**MATERIAL**:
==============================

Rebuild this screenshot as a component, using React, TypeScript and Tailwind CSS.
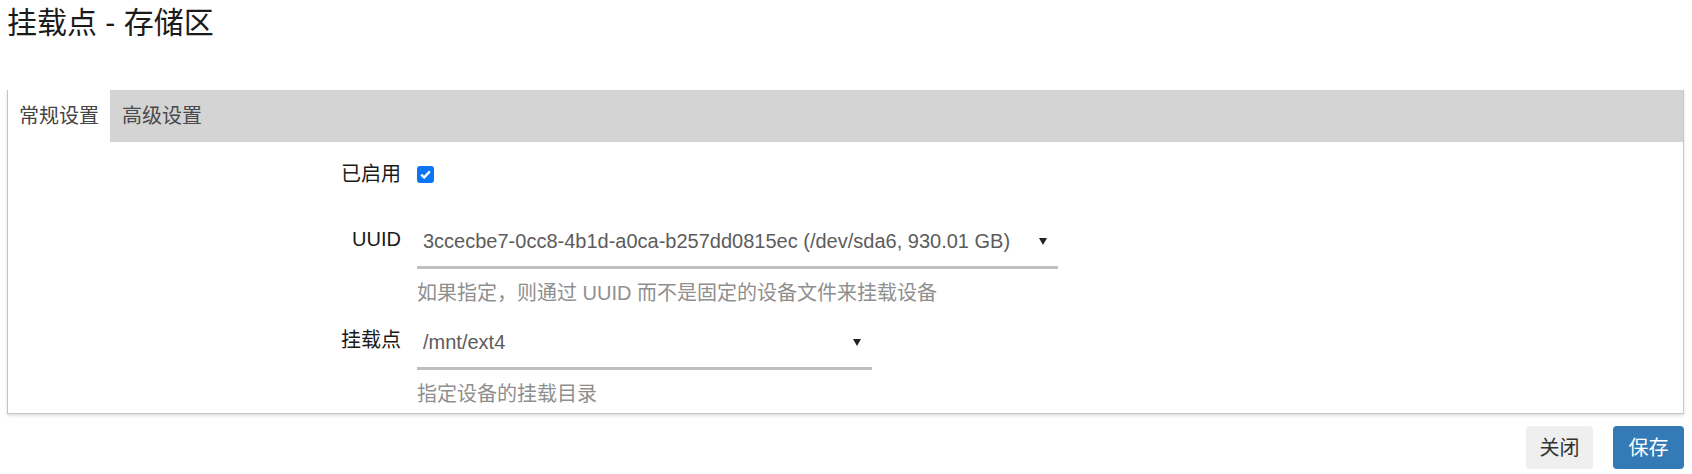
import React from "react";

function Arrow() {
  return (
    <svg width="8" height="7" viewBox="0 0 8 7" className="shrink-0">
      <polygon points="0,0 8,0 4,7" fill="#222" />
    </svg>
  );
}

function SelectField({ value, width }: { value: string; width: string }) {
  return (
    <div className={`flex h-[53px] items-center justify-between border-b-[3px] border-[#c0c0c0] ${width}`}>
      <span className="pl-[6px] text-[#5c5c5c]">{value}</span>
      <span className="mr-[11px]">
        <Arrow />
      </span>
    </div>
  );
}

export default function App() {
  return (
    <div className="w-[1692px] h-[474px] bg-white font-['Liberation_Sans','Noto_Sans_CJK_SC',sans-serif] text-[20px] leading-[28px]">
      <h2 className="pl-[7px] pt-[5px] text-[30px] leading-[35px] text-[#1a1a1a]">挂载点 - 存储区</h2>

      <div className="mt-[50px] ml-[7px] mr-[8px] border-x border-b border-[#c6c6c6] shadow-[0_2px_3px_rgba(0,0,0,0.12)]">
        <div className="flex h-[52px] bg-[#d4d4d4]">
          <div className="flex items-center bg-white px-[11px] text-[#444]">常规设置</div>
          <div className="flex items-center px-[12px] text-[#4a4a4a]">高级设置</div>
        </div>

        <div className="pt-[18px] pb-[5px]">
          <div className="flex items-center gap-[16px]">
            <div className="w-[393px] text-right text-[#1a1a1a]">已启用</div>
            <div className="flex h-[17px] w-[17px] items-center justify-center rounded-[3px] bg-[#0a75f5]">
              <svg width="11" height="9" viewBox="0 0 11 9">
                <path d="M1.2 4.6 L4.2 7.4 L9.8 1.4" fill="none" stroke="white" strokeWidth="2.4" />
              </svg>
            </div>
          </div>

          <div className="mt-[28px] flex items-start gap-[16px]">
            <div className="w-[393px] pt-[9px] text-right text-[#1a1a1a]">UUID</div>
            <div>
              <SelectField value="3ccecbe7-0cc8-4b1d-a0ca-b257dd0815ec (/dev/sda6, 930.01 GB)" width="w-[641px]" />
              <div className="mt-[10px] text-[#8f8f8f]">如果指定，则通过 UUID 而不是固定的设备文件来挂载设备</div>
            </div>
          </div>

          <div className="mt-[10px] flex items-start gap-[16px]">
            <div className="w-[393px] pt-[9px] text-right text-[#1a1a1a]">挂载点</div>
            <div>
              <SelectField value="/mnt/ext4" width="w-[455px]" />
              <div className="mt-[10px] text-[#8f8f8f]">指定设备的挂载目录</div>
            </div>
          </div>
        </div>
      </div>

      <div className="mt-[12px] mr-[8px] flex justify-end gap-[20px]">
        <button className="h-[43px] w-[67px] rounded-[4px] bg-[#efefef] text-[#333]">关闭</button>
        <button className="h-[43px] w-[71px] rounded-[4px] bg-[#337ab7] text-white">保存</button>
      </div>
    </div>
  );
}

==============================

**DESCRIPTION OF THE TASK**: List every line above containing the word "React".

**ANSWER FOR THE TASK**:
Rebuild this screenshot as a component, using React, TypeScript and Tailwind CSS.
import React from "react";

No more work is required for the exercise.